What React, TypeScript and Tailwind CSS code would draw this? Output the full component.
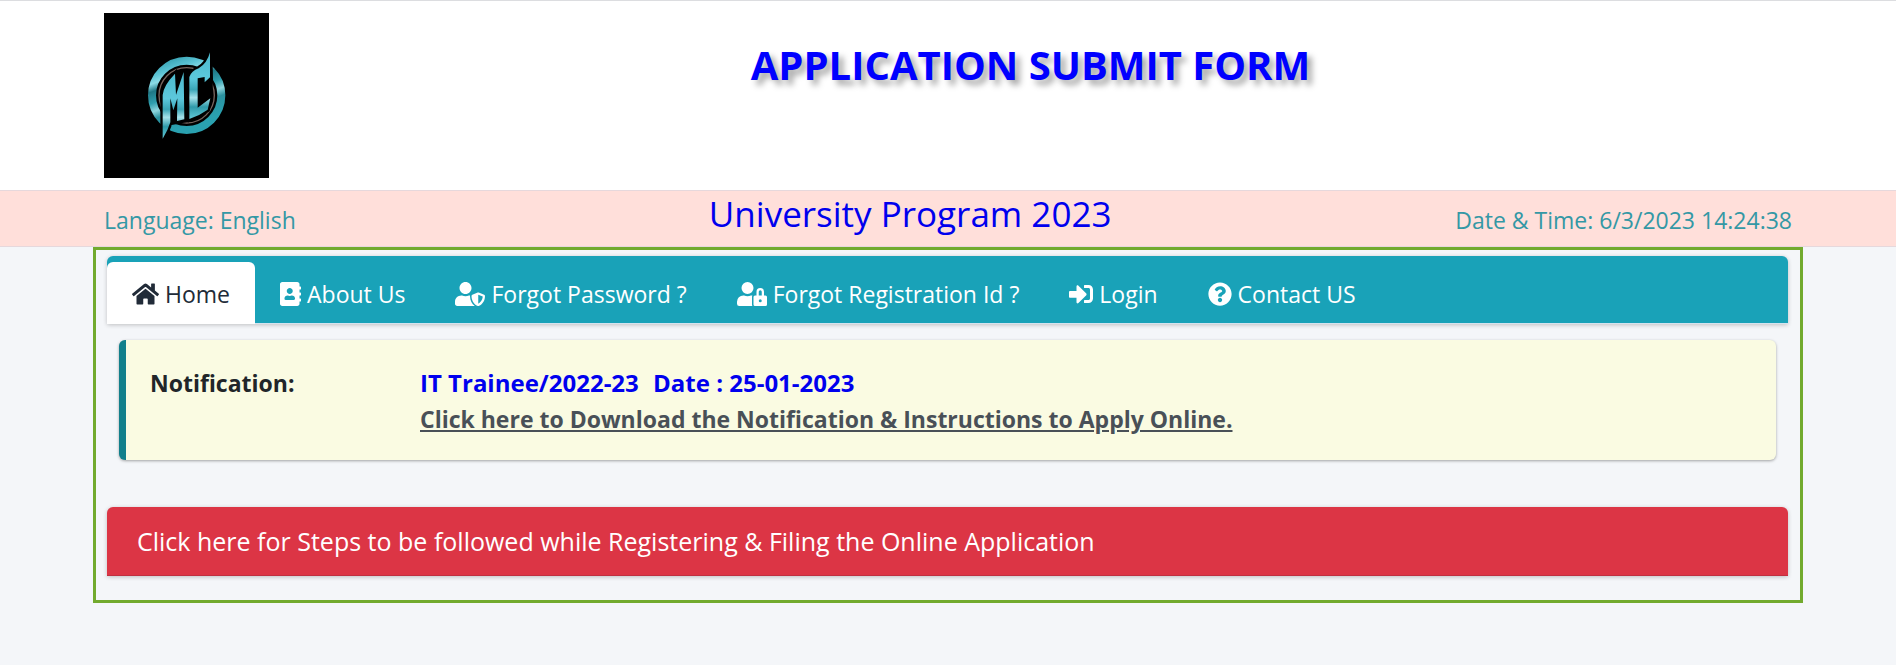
import type { ReactNode } from "react";
import {
  FaAddressBook,
  FaHome,
  FaQuestionCircle,
  FaSignInAlt,
  FaUserLock,
  FaUserShield,
} from "react-icons/fa";

function Logo() {
  return (
    <svg viewBox="0 0 495 495" className="size-[165px] shrink-0" role="img" aria-label="MC emblem">
      <defs>
        <linearGradient id="ring" x1="0" y1="0" x2="0.35" y2="1">
          <stop offset="0" stopColor="#2a97a8" />
          <stop offset="0.2" stopColor="#5cc3d4" />
          <stop offset="0.3" stopColor="#8bdce6" />
          <stop offset="0.4" stopColor="#1f7785" />
          <stop offset="0.55" stopColor="#2f9fae" />
          <stop offset="0.66" stopColor="#8fd6de" />
          <stop offset="0.76" stopColor="#2b929f" />
          <stop offset="1" stopColor="#2aa1b0" />
        </linearGradient>
        <linearGradient id="blade" x1="0" y1="0" x2="0" y2="1">
          <stop offset="0" stopColor="#4cb8cc" />
          <stop offset="0.4" stopColor="#5cc8dc" />
          <stop offset="0.56" stopColor="#3aa5b6" />
          <stop offset="0.68" stopColor="#a5e2ea" />
          <stop offset="0.82" stopColor="#2f9aa9" />
          <stop offset="1" stopColor="#62c9d8" />
        </linearGradient>
      </defs>
      <rect width="495" height="495" fill="#000" />
      <circle cx="248" cy="247" r="104" fill="none" stroke="url(#ring)" strokeWidth="24" />
      <circle cx="248" cy="247" r="83" fill="none" stroke="#78655f" strokeWidth="4" />
      <g stroke="#000" strokeWidth="14" strokeLinejoin="miter" strokeMiterlimit="3" fill="#000">
        <path d="M176 377 L176 246 Q177 214 213 182 L216 248 L240 177 L241 322 L198 330 Q192 352 176 377Z" />
        <path d="M256 192 Q262 174 284 166 Q309 152 318 118 L320 196 L318 256 L311 290 L258 318Z" />
      </g>
      <g fill="url(#blade)">
        <path d="M176 377 L176 246 Q178 218 213 182 L216 246 L239 177 L241 319 L219 324 L220 256 L208 292 L199 256 L199 328 Q192 352 176 377Z" />
        <path d="M256 192 Q262 174 284 166 Q309 152 318 118 L318 193 L302 208 L302 192 L281 196 L281 284 L319 256 L311 290 Q286 308 256 318Z" />
      </g>
    </svg>
  );
}

function NavItem({ icon, label, active = false }: { icon: ReactNode; label: string; active?: boolean }) {
  return (
    <a
      href="#"
      aria-current={active ? "page" : undefined}
      className={
        active
          ? "-mb-px flex items-center gap-1.5 rounded-t-md bg-white px-[25px] pt-0.5 text-[#212b38]"
          : "-mb-px flex items-center gap-1.5 px-[25px] pt-0.5 text-white"
      }
    >
      {icon}
      <span>{label}</span>
    </a>
  );
}

export default function App() {
  return (
    <div className="min-h-screen border-t border-[#dcdde0] bg-[#f4f6f9] font-['Open_Sans','Noto_Sans',sans-serif] text-[23px] leading-9 text-[#212529]">
      <header className="bg-white">
        <div className="mx-auto flex max-w-[1710px] px-[11px] py-3">
          <Logo />
          <h1 className="flex-1 pt-[22px] text-center text-[40px] leading-[60px] font-bold text-[#0000ff] [text-shadow:5px_5px_6px_rgba(0,0,0,0.35)]">
            APPLICATION SUBMIT FORM
          </h1>
        </div>
      </header>

      <div className="border-y border-[#e6d8dc] bg-[#ffdfda]">
        <div className="mx-auto flex h-[55px] max-w-[1710px] items-end px-[11px] pb-2 text-[#3498a5]">
          <p className="w-[261px]">Language: English</p>
          <h2 className="flex-1 pb-1.5 text-center text-[35px] font-medium text-[#0000ee]">University Program 2023</h2>
          <p>Date &amp; Time: 6/3/2023 14:24:38</p>
        </div>
      </div>

      <main className="mx-auto max-w-[1710px] border-3 border-[#72aa2e] pt-1.5 pr-3 pb-6 pl-[11px]">
        <nav className="flex h-[68px] rounded-t-md border-b border-[#d5e3ee] bg-[#19a2b8] pt-1.5 shadow-[0_1px_4px_rgba(0,0,0,0.22)]">
          <NavItem active icon={<FaHome className="h-6 w-[27px]" />} label="Home" />
          <NavItem icon={<FaAddressBook className="h-6 w-[21px]" />} label="About Us" />
          <NavItem icon={<FaUserShield className="h-6 w-[30px]" />} label="Forgot Password ?" />
          <NavItem icon={<FaUserLock className="h-6 w-[30px]" />} label="Forgot Registration Id ?" />
          <NavItem icon={<FaSignInAlt className="size-6" />} label="Login" />
          <NavItem icon={<FaQuestionCircle className="size-6" />} label="Contact US" />
        </nav>

        <section className="mx-3 mt-4 flex rounded-md border-l-7 border-[#117f8b] bg-[#fafbe2] px-6 pt-[25px] pb-[23px] font-bold shadow-[0_1px_3px_rgba(0,0,0,0.35)]">
          <h3 className="w-[270px]">Notification:</h3>
          <div>
            <p className="text-2xl leading-9 text-[#0000ee]">
              IT Trainee/2022-23 <span className="ml-2">Date : 25-01-2023</span>
            </p>
            <a href="#" className="text-[#495057] underline">
              Click here to Download the Notification &amp; Instructions to Apply Online.
            </a>
          </div>
        </section>

        <button
          type="button"
          className="mt-[47px] block w-full rounded-t-md border-b border-[#c03040] bg-[#dc3545] px-[30px] py-4 text-left text-[25px] leading-9 text-white shadow-[0_1px_4px_rgba(0,0,0,0.22)]"
        >
          Click here for Steps to be followed while Registering &amp; Filing the Online Application
        </button>
      </main>
    </div>
  );
}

■ **Stated task**: Your task is to reproduce all of the material exactly. The pictures stay out.

■ **Solution to this task**:
What React, TypeScript and Tailwind CSS code would draw this? Output the full component.
import type { ReactNode } from "react";
import {
  FaAddressBook,
  FaHome,
  FaQuestionCircle,
  FaSignInAlt,
  FaUserLock,
  FaUserShield,
} from "react-icons/fa";

function Logo() {
  return (
    <svg viewBox="0 0 495 495" className="size-[165px] shrink-0" role="img" aria-label="MC emblem">
      <defs>
        <linearGradient id="ring" x1="0" y1="0" x2="0.35" y2="1">
          <stop offset="0" stopColor="#2a97a8" />
          <stop offset="0.2" stopColor="#5cc3d4" />
          <stop offset="0.3" stopColor="#8bdce6" />
          <stop offset="0.4" stopColor="#1f7785" />
          <stop offset="0.55" stopColor="#2f9fae" />
          <stop offset="0.66" stopColor="#8fd6de" />
          <stop offset="0.76" stopColor="#2b929f" />
          <stop offset="1" stopColor="#2aa1b0" />
        </linearGradient>
        <linearGradient id="blade" x1="0" y1="0" x2="0" y2="1">
          <stop offset="0" stopColor="#4cb8cc" />
          <stop offset="0.4" stopColor="#5cc8dc" />
          <stop offset="0.56" stopColor="#3aa5b6" />
          <stop offset="0.68" stopColor="#a5e2ea" />
          <stop offset="0.82" stopColor="#2f9aa9" />
          <stop offset="1" stopColor="#62c9d8" />
        </linearGradient>
      </defs>
      <rect width="495" height="495" fill="#000" />
      <circle cx="248" cy="247" r="104" fill="none" stroke="url(#ring)" strokeWidth="24" />
      <circle cx="248" cy="247" r="83" fill="none" stroke="#78655f" strokeWidth="4" />
      <g stroke="#000" strokeWidth="14" strokeLinejoin="miter" strokeMiterlimit="3" fill="#000">
        <path d="M176 377 L176 246 Q177 214 213 182 L216 248 L240 177 L241 322 L198 330 Q192 352 176 377Z" />
        <path d="M256 192 Q262 174 284 166 Q309 152 318 118 L320 196 L318 256 L311 290 L258 318Z" />
      </g>
      <g fill="url(#blade)">
        <path d="M176 377 L176 246 Q178 218 213 182 L216 246 L239 177 L241 319 L219 324 L220 256 L208 292 L199 256 L199 328 Q192 352 176 377Z" />
        <path d="M256 192 Q262 174 284 166 Q309 152 318 118 L318 193 L302 208 L302 192 L281 196 L281 284 L319 256 L311 290 Q286 308 256 318Z" />
      </g>
    </svg>
  );
}

function NavItem({ icon, label, active = false }: { icon: ReactNode; label: string; active?: boolean }) {
  return (
    <a
      href="#"
      aria-current={active ? "page" : undefined}
      className={
        active
          ? "-mb-px flex items-center gap-1.5 rounded-t-md bg-white px-[25px] pt-0.5 text-[#212b38]"
          : "-mb-px flex items-center gap-1.5 px-[25px] pt-0.5 text-white"
      }
    >
      {icon}
      <span>{label}</span>
    </a>
  );
}

export default function App() {
  return (
    <div className="min-h-screen border-t border-[#dcdde0] bg-[#f4f6f9] font-['Open_Sans','Noto_Sans',sans-serif] text-[23px] leading-9 text-[#212529]">
      <header className="bg-white">
        <div className="mx-auto flex max-w-[1710px] px-[11px] py-3">
          <Logo />
          <h1 className="flex-1 pt-[22px] text-center text-[40px] leading-[60px] font-bold text-[#0000ff] [text-shadow:5px_5px_6px_rgba(0,0,0,0.35)]">
            APPLICATION SUBMIT FORM
          </h1>
        </div>
      </header>

      <div className="border-y border-[#e6d8dc] bg-[#ffdfda]">
        <div className="mx-auto flex h-[55px] max-w-[1710px] items-end px-[11px] pb-2 text-[#3498a5]">
          <p className="w-[261px]">Language: English</p>
          <h2 className="flex-1 pb-1.5 text-center text-[35px] font-medium text-[#0000ee]">University Program 2023</h2>
          <p>Date &amp; Time: 6/3/2023 14:24:38</p>
        </div>
      </div>

      <main className="mx-auto max-w-[1710px] border-3 border-[#72aa2e] pt-1.5 pr-3 pb-6 pl-[11px]">
        <nav className="flex h-[68px] rounded-t-md border-b border-[#d5e3ee] bg-[#19a2b8] pt-1.5 shadow-[0_1px_4px_rgba(0,0,0,0.22)]">
          <NavItem active icon={<FaHome className="h-6 w-[27px]" />} label="Home" />
          <NavItem icon={<FaAddressBook className="h-6 w-[21px]" />} label="About Us" />
          <NavItem icon={<FaUserShield className="h-6 w-[30px]" />} label="Forgot Password ?" />
          <NavItem icon={<FaUserLock className="h-6 w-[30px]" />} label="Forgot Registration Id ?" />
          <NavItem icon={<FaSignInAlt className="size-6" />} label="Login" />
          <NavItem icon={<FaQuestionCircle className="size-6" />} label="Contact US" />
        </nav>

        <section className="mx-3 mt-4 flex rounded-md border-l-7 border-[#117f8b] bg-[#fafbe2] px-6 pt-[25px] pb-[23px] font-bold shadow-[0_1px_3px_rgba(0,0,0,0.35)]">
          <h3 className="w-[270px]">Notification:</h3>
          <div>
            <p className="text-2xl leading-9 text-[#0000ee]">
              IT Trainee/2022-23 <span className="ml-2">Date : 25-01-2023</span>
            </p>
            <a href="#" className="text-[#495057] underline">
              Click here to Download the Notification &amp; Instructions to Apply Online.
            </a>
          </div>
        </section>

        <button
          type="button"
          className="mt-[47px] block w-full rounded-t-md border-b border-[#c03040] bg-[#dc3545] px-[30px] py-4 text-left text-[25px] leading-9 text-white shadow-[0_1px_4px_rgba(0,0,0,0.22)]"
        >
          Click here for Steps to be followed while Registering &amp; Filing the Online Application
        </button>
      </main>
    </div>
  );
}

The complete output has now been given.